What you need to do » Everything in the listing except the pictures should be written out exactly.

◇ ◇ ◇

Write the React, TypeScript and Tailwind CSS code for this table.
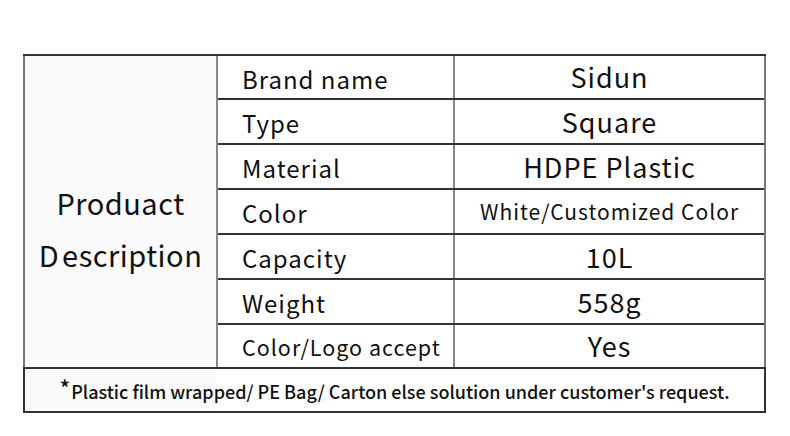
const rows = [
  { label: "Brand name", value: "Sidun", h: "h-[44px]", vs: "text-[27px]", ls: "text-[24px]" },
  { label: "Type", value: "Square", h: "h-[45px]", vs: "text-[27px]", ls: "text-[24px]" },
  { label: "Material", value: "HDPE Plastic", h: "h-[45px]", vs: "text-[27px]", ls: "text-[24px]" },
  { label: "Color", value: "White/Customized Color", h: "h-[45px]", vs: "text-[21px]", ls: "text-[24px]" },
  { label: "Capacity", value: "10L", h: "h-[45px]", vs: "text-[27px]", ls: "text-[24px]" },
  { label: "Weight", value: "558g", h: "h-[45px]", vs: "text-[27px]", ls: "text-[24px]" },
  { label: "Color/Logo accept", value: "Yes", h: "h-[42px]", vs: "text-[27px]", ls: "text-[21.5px]" },
];

export default function App() {
  return (
    <div
      className="w-[790px] h-[436px] bg-white pt-[54px] pl-[23px] text-[#111]"
      style={{ fontFamily: '"Noto Sans CJK SC", "Noto Sans", sans-serif' }}
    >
      <div className="w-[743px] border-t-2 border-[#333]">
        {/* top section */}
        <div className="flex border-l-2 border-r-2 border-[#777]">
          <div className="w-[191px] bg-[#fafafa] flex flex-col items-center justify-center pt-[32px] text-[29px] leading-[52px] tracking-[0.5px]">
            <span>Produact</span>
            <span>
              <span className="mr-[3px]">D</span>escription
            </span>
          </div>
          <div className="flex-1 border-l-2 border-[#888]">
            {rows.map((r, i) => (
              <div
                key={r.label}
                className={`flex ${r.h} ${i < rows.length - 1 ? "border-b-2 border-[#333]" : ""}`}
              >
                <div className={`w-[237px] border-r-2 border-[#888] pl-[24px] flex items-center pt-[3px] ${r.ls} tracking-[1px]`}>
                  {r.label}
                </div>
                <div className={`flex-1 flex items-center justify-center pt-[1px] ${r.vs} tracking-[1px]`}>
                  {r.value}
                </div>
              </div>
            ))}
          </div>
        </div>
        {/* footer */}
        <div className="h-[46px] border-2 border-[#333] bg-[linear-gradient(to_right,#fafafa_191px,#ffffff_191px)] flex items-center justify-center pt-[2px] text-[18px] font-medium">
          <span className="text-[22px] relative top-[-4px] mr-[1px]">*</span>
          Plastic film wrapped/ PE Bag/ Carton else solution under customer's request.
        </div>
      </div>
    </div>
  );
}
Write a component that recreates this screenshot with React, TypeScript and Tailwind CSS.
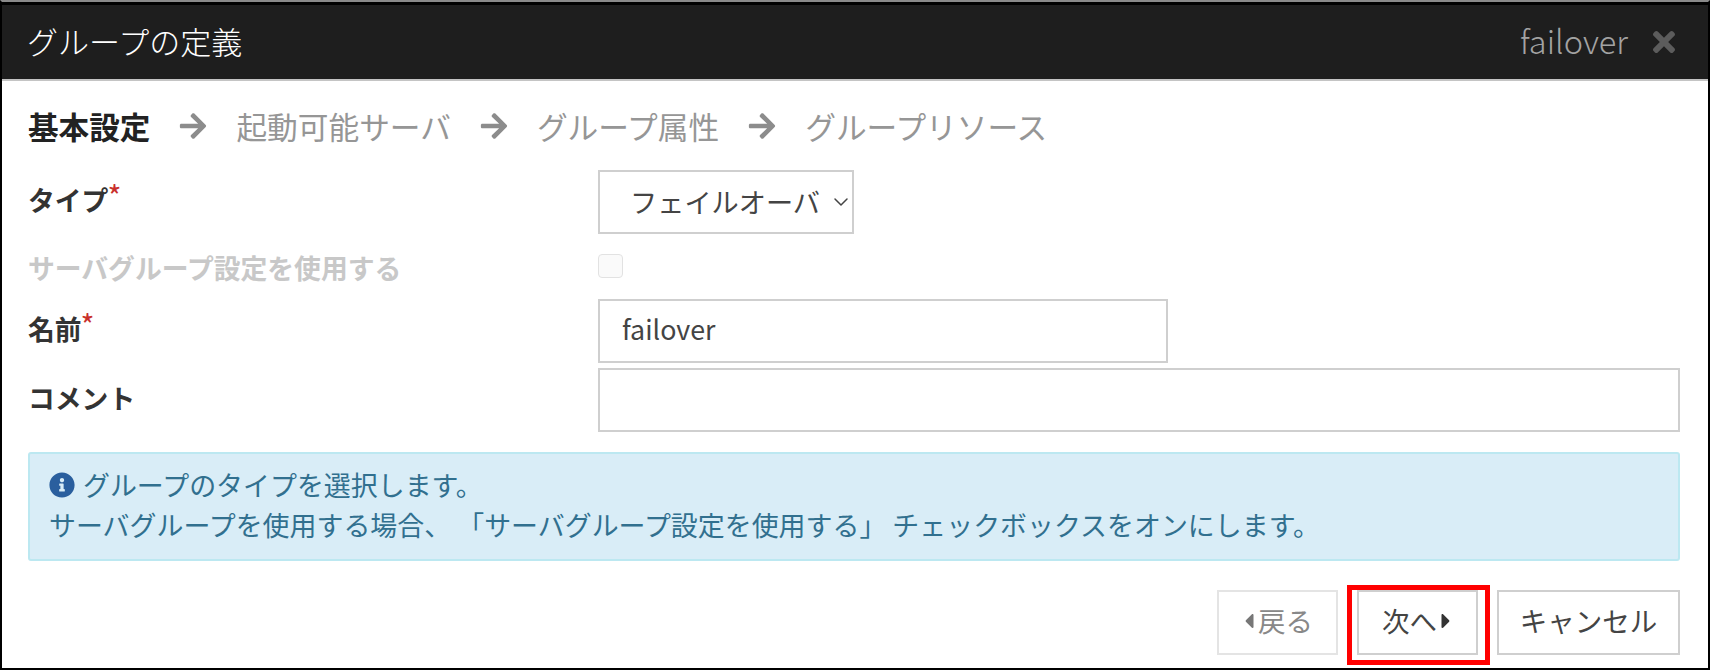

◇ ◇ ◇

Result of the task »
Write the React, TypeScript and Tailwind CSS code for this table.
const rows = [
  { label: "Brand name", value: "Sidun", h: "h-[44px]", vs: "text-[27px]", ls: "text-[24px]" },
  { label: "Type", value: "Square", h: "h-[45px]", vs: "text-[27px]", ls: "text-[24px]" },
  { label: "Material", value: "HDPE Plastic", h: "h-[45px]", vs: "text-[27px]", ls: "text-[24px]" },
  { label: "Color", value: "White/Customized Color", h: "h-[45px]", vs: "text-[21px]", ls: "text-[24px]" },
  { label: "Capacity", value: "10L", h: "h-[45px]", vs: "text-[27px]", ls: "text-[24px]" },
  { label: "Weight", value: "558g", h: "h-[45px]", vs: "text-[27px]", ls: "text-[24px]" },
  { label: "Color/Logo accept", value: "Yes", h: "h-[42px]", vs: "text-[27px]", ls: "text-[21.5px]" },
];

export default function App() {
  return (
    <div
      className="w-[790px] h-[436px] bg-white pt-[54px] pl-[23px] text-[#111]"
      style={{ fontFamily: '"Noto Sans CJK SC", "Noto Sans", sans-serif' }}
    >
      <div className="w-[743px] border-t-2 border-[#333]">
        {/* top section */}
        <div className="flex border-l-2 border-r-2 border-[#777]">
          <div className="w-[191px] bg-[#fafafa] flex flex-col items-center justify-center pt-[32px] text-[29px] leading-[52px] tracking-[0.5px]">
            <span>Produact</span>
            <span>
              <span className="mr-[3px]">D</span>escription
            </span>
          </div>
          <div className="flex-1 border-l-2 border-[#888]">
            {rows.map((r, i) => (
              <div
                key={r.label}
                className={`flex ${r.h} ${i < rows.length - 1 ? "border-b-2 border-[#333]" : ""}`}
              >
                <div className={`w-[237px] border-r-2 border-[#888] pl-[24px] flex items-center pt-[3px] ${r.ls} tracking-[1px]`}>
                  {r.label}
                </div>
                <div className={`flex-1 flex items-center justify-center pt-[1px] ${r.vs} tracking-[1px]`}>
                  {r.value}
                </div>
              </div>
            ))}
          </div>
        </div>
        {/* footer */}
        <div className="h-[46px] border-2 border-[#333] bg-[linear-gradient(to_right,#fafafa_191px,#ffffff_191px)] flex items-center justify-center pt-[2px] text-[18px] font-medium">
          <span className="text-[22px] relative top-[-4px] mr-[1px]">*</span>
          Plastic film wrapped/ PE Bag/ Carton else solution under customer's request.
        </div>
      </div>
    </div>
  );
}
Write a component that recreates this screenshot with React, TypeScript and Tailwind CSS.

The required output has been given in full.